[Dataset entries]
- - -
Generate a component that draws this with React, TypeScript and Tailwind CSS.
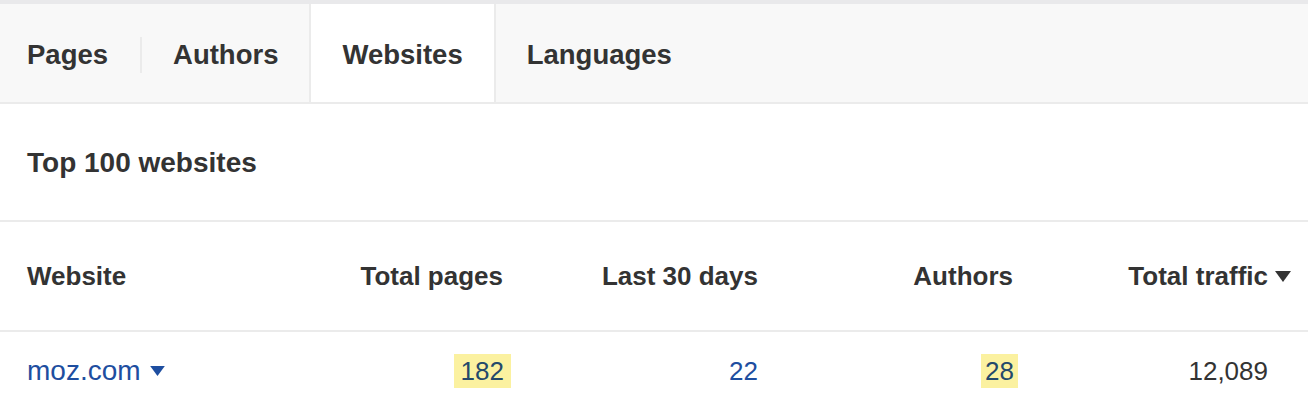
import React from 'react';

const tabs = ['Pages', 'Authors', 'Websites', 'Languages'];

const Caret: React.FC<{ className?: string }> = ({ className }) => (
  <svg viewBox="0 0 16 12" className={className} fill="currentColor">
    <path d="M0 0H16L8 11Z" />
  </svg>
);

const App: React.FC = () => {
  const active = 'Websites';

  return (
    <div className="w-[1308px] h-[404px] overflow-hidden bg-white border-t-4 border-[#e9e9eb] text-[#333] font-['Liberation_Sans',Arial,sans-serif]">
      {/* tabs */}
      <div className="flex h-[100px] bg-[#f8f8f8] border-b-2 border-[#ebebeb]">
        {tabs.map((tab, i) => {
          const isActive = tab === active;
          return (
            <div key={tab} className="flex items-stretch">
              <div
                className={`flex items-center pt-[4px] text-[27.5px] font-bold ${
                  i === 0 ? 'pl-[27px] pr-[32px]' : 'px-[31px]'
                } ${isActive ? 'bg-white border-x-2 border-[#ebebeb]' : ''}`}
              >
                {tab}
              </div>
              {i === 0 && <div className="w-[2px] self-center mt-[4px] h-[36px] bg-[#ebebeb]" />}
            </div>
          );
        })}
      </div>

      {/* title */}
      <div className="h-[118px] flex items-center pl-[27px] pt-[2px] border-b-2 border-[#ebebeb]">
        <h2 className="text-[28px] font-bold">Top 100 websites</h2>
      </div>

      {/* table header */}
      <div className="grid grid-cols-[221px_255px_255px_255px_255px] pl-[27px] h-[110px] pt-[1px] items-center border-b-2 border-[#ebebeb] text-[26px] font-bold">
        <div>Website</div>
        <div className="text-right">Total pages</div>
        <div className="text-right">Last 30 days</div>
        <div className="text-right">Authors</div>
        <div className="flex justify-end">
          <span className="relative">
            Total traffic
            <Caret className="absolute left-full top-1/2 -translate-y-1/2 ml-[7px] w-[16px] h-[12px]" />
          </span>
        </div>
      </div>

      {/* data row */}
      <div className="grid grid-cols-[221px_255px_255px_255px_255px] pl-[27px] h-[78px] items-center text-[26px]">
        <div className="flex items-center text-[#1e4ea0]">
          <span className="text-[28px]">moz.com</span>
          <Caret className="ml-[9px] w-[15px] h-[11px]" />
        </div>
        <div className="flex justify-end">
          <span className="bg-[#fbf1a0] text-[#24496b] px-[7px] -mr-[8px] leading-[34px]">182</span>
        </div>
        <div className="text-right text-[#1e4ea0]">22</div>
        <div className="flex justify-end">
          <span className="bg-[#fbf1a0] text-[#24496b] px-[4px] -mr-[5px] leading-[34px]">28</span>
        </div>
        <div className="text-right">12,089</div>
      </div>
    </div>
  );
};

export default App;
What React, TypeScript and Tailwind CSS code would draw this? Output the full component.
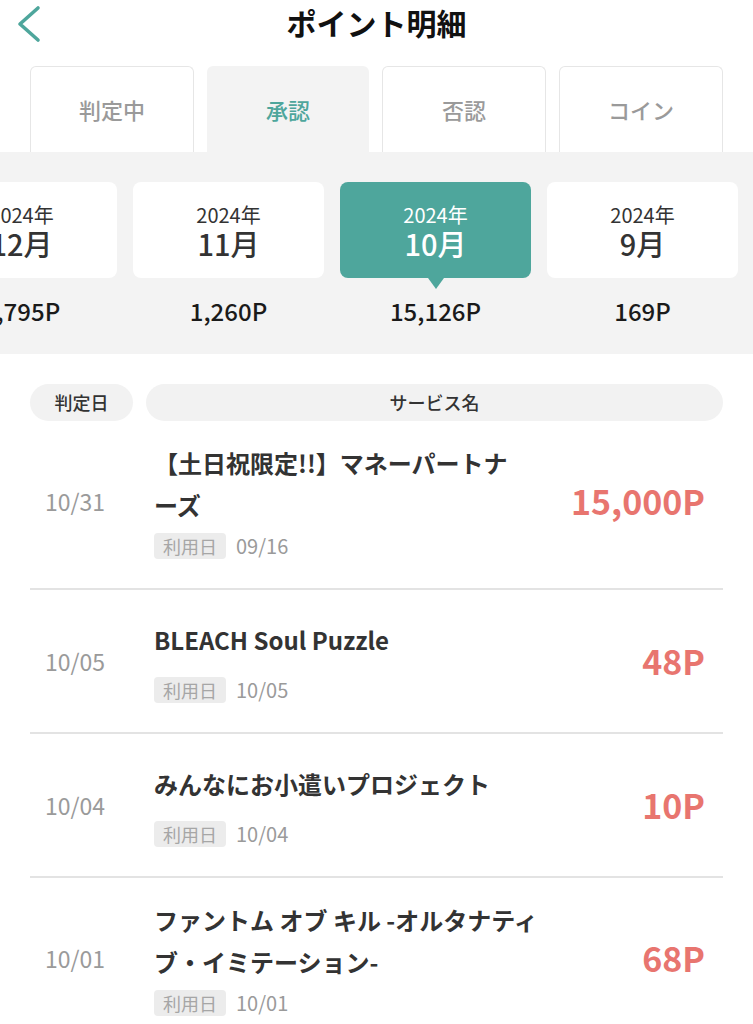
- - -
> YOUR INSTRUCTIONS:
Leave the pictures out and write out every entry exactly as given.

> CORRECT RESULT:
Generate a component that draws this with React, TypeScript and Tailwind CSS.
import React from 'react';

const tabs = ['Pages', 'Authors', 'Websites', 'Languages'];

const Caret: React.FC<{ className?: string }> = ({ className }) => (
  <svg viewBox="0 0 16 12" className={className} fill="currentColor">
    <path d="M0 0H16L8 11Z" />
  </svg>
);

const App: React.FC = () => {
  const active = 'Websites';

  return (
    <div className="w-[1308px] h-[404px] overflow-hidden bg-white border-t-4 border-[#e9e9eb] text-[#333] font-['Liberation_Sans',Arial,sans-serif]">
      {/* tabs */}
      <div className="flex h-[100px] bg-[#f8f8f8] border-b-2 border-[#ebebeb]">
        {tabs.map((tab, i) => {
          const isActive = tab === active;
          return (
            <div key={tab} className="flex items-stretch">
              <div
                className={`flex items-center pt-[4px] text-[27.5px] font-bold ${
                  i === 0 ? 'pl-[27px] pr-[32px]' : 'px-[31px]'
                } ${isActive ? 'bg-white border-x-2 border-[#ebebeb]' : ''}`}
              >
                {tab}
              </div>
              {i === 0 && <div className="w-[2px] self-center mt-[4px] h-[36px] bg-[#ebebeb]" />}
            </div>
          );
        })}
      </div>

      {/* title */}
      <div className="h-[118px] flex items-center pl-[27px] pt-[2px] border-b-2 border-[#ebebeb]">
        <h2 className="text-[28px] font-bold">Top 100 websites</h2>
      </div>

      {/* table header */}
      <div className="grid grid-cols-[221px_255px_255px_255px_255px] pl-[27px] h-[110px] pt-[1px] items-center border-b-2 border-[#ebebeb] text-[26px] font-bold">
        <div>Website</div>
        <div className="text-right">Total pages</div>
        <div className="text-right">Last 30 days</div>
        <div className="text-right">Authors</div>
        <div className="flex justify-end">
          <span className="relative">
            Total traffic
            <Caret className="absolute left-full top-1/2 -translate-y-1/2 ml-[7px] w-[16px] h-[12px]" />
          </span>
        </div>
      </div>

      {/* data row */}
      <div className="grid grid-cols-[221px_255px_255px_255px_255px] pl-[27px] h-[78px] items-center text-[26px]">
        <div className="flex items-center text-[#1e4ea0]">
          <span className="text-[28px]">moz.com</span>
          <Caret className="ml-[9px] w-[15px] h-[11px]" />
        </div>
        <div className="flex justify-end">
          <span className="bg-[#fbf1a0] text-[#24496b] px-[7px] -mr-[8px] leading-[34px]">182</span>
        </div>
        <div className="text-right text-[#1e4ea0]">22</div>
        <div className="flex justify-end">
          <span className="bg-[#fbf1a0] text-[#24496b] px-[4px] -mr-[5px] leading-[34px]">28</span>
        </div>
        <div className="text-right">12,089</div>
      </div>
    </div>
  );
};

export default App;
What React, TypeScript and Tailwind CSS code would draw this? Output the full component.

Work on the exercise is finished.